The current system allows longtime traders to steadily build up allocations over time, giving them control over a large share of imports and the market influence that comes with it.

The Philippine Department of Agriculture (DA) has rejected a proposal by local importers and traders to retain the current minimum access volume (MAV) policy for imported pork.
The DA stressed the need for a total reset to restore competitiveness in the market.
Agriculture Secretary Francisco Tiu Laurel Jr described the request submitted to the MAV Management Committee by the Meat Importers and Traders Association (MITA) as “self-serving.”
“You cannot have a few companies control the advantage of lower tariffs. Then they control the prices, then they can manipulate the markets,” he told local media.
MITA warns of price and supply risks
MITA had urged the government to retain the existing MAV guidelines, warning that changes could raise the landed costs of imported meat and push retail prices higher. The group also warned that supply disruptions could affect pork availability in the coming year.
Under the MAV policy, pork imports within the quota enjoy a lower tariff rate (15%), shipments outside the quota face a 25% tariff. The current MAV for imported pork stands at 54,210 tons.
Push for market competitiveness
Mr Tiu Laurel said the current system allows longtime traders to accumulate allocations, giving them control over most imports and the market. Earlier this year, the DA found that 47 of the 130 quota holders accounted for 80% of the total MAV allocation, with 22 cornering 70% of the volume.
To restore competitiveness, Mr Tiu Laurel said the government is keen on a total reset of the system. Large traders will lose allocations, while smaller traders will be given equal opportunity.
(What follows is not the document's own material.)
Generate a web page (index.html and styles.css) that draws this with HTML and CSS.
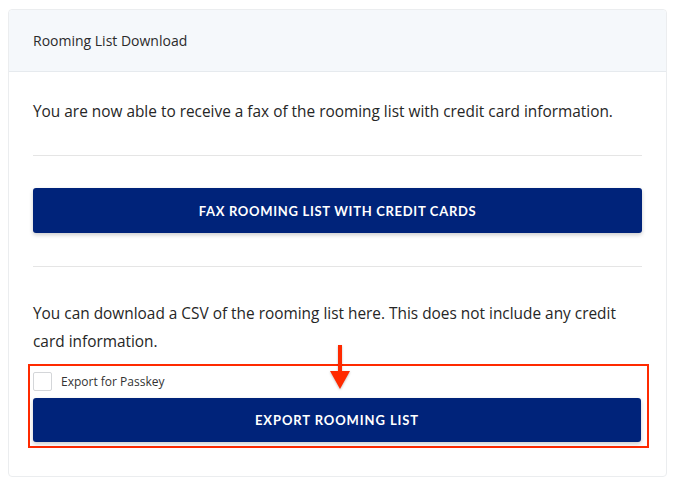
FILE: index.html
```html
<!DOCTYPE html>
<html>
<head>
<meta charset="utf-8">
<link rel="stylesheet" href="styles.css">
</head>
<body>
<div class="card">
  <div class="card-header">Rooming List Download</div>
  <div class="card-body">
    <p class="text first">You are now able to receive a fax of the rooming list with credit card information.</p>
    <hr class="divider">
    <button class="btn">FAX ROOMING LIST WITH CREDIT CARDS</button>
    <hr class="divider">
    <p class="text csv">You can download a CSV of the rooming list here. This does not include any credit card information.</p>
    <div class="highlight">
      <label class="check-row"><span class="checkbox"></span><span class="check-label">Export for Passkey</span></label>
      <button class="btn">EXPORT ROOMING LIST</button>
      <svg class="arrow" width="24" height="46" viewBox="0 0 24 46">
        <path d="M10 0 H14 V26 H22 L12 44 L2 26 H10 Z" fill="#ff2a00"/>
      </svg>
    </div>
  </div>
</div>
</body>
</html>
```

FILE: styles.css
```css
* { box-sizing: border-box; }
body {
  margin: 0;
  padding: 9px 7px 0 8px;
  background: #fff;
  font-family: "Open Sans", Lato, sans-serif;
  color: #222;
}
.card {
  border: 1px solid #ebedef;
  border-radius: 4px;
  height: 468px;
}
.card-header {
  height: 62px;
  background: #f5f8fb;
  border-bottom: 1px solid #e6eaee;
  padding: 0 24px;
  display: flex;
  align-items: center;
  font-size: 14px;
  color: #2b2b2b;
  border-radius: 4px 4px 0 0;
}
.card-body {
  padding: 0 24px;
}
.text {
  margin: 0;
  font-size: 15.4px;
  line-height: 28px;
  color: #262626;
}
.first { padding-top: 26px; padding-bottom: 29px; }
.divider {
  border: 0;
  border-top: 1px solid #e5e5e5;
  margin: 0;
}
.btn {
  display: block;
  width: 100%;
  height: 45px;
  margin: 32px 0 33px;
  background: #00237a;
  color: #fff;
  border: 0;
  border-radius: 3px;
  box-shadow: 0 2px 4px rgba(0,0,0,0.2);
  font-family: Lato, "Open Sans", sans-serif;
  font-weight: 700;
  font-size: 13px;
  letter-spacing: 0.7px;
}
.csv { padding-top: 33px; padding-bottom: 8px; }
.highlight {
  position: relative;
  margin: 0 -7px 0 -5px;
  border: 2px solid #ff2a00;
  padding: 4px 6px 4px 3px;
}
.highlight .btn { margin: 0; height: 44px; letter-spacing: 0.9px; }
.check-row {
  display: flex;
  align-items: center;
  height: 22px;
  margin-bottom: 6px;
}
.checkbox {
  width: 19px;
  height: 19px;
  border: 1px solid #d4d6d9;
  border-radius: 2px;
  margin-right: 9px;
}
.check-label { font-size: 12px; color: #333; }
.arrow {
  position: absolute;
  left: 298px;
  top: -21px;
  filter: drop-shadow(0 1px 1px rgba(0,0,0,0.25));
}
```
About 30% of the MAV, or 16,200 tons, will be contested by traders.
Under the new policy, 20% will be allocated to the Kadiwa program through state-run Food Terminal Inc (FTI), enabling government intervention when retail prices soar. Half of the MAV will be allocated to processors to stabilize the costs of processed meats.
MITA calls MAV insufficient
MITA countered that the current MAV is already inadequate for industry needs. The group urged the government to prioritize the MAV-plus scheme, which expands the volume eligible for lower tariffs. MITA suggested that processors could receive priority, with some imports distributed on a first-come, first-served basis.
Mr Tiu Laurel previously asked the Office of the President to expand the quota by up to 150,000 tons. However, he said this is not a priority now, as current farm prices for live pigs do not justify the arrival of cheaper pork imports.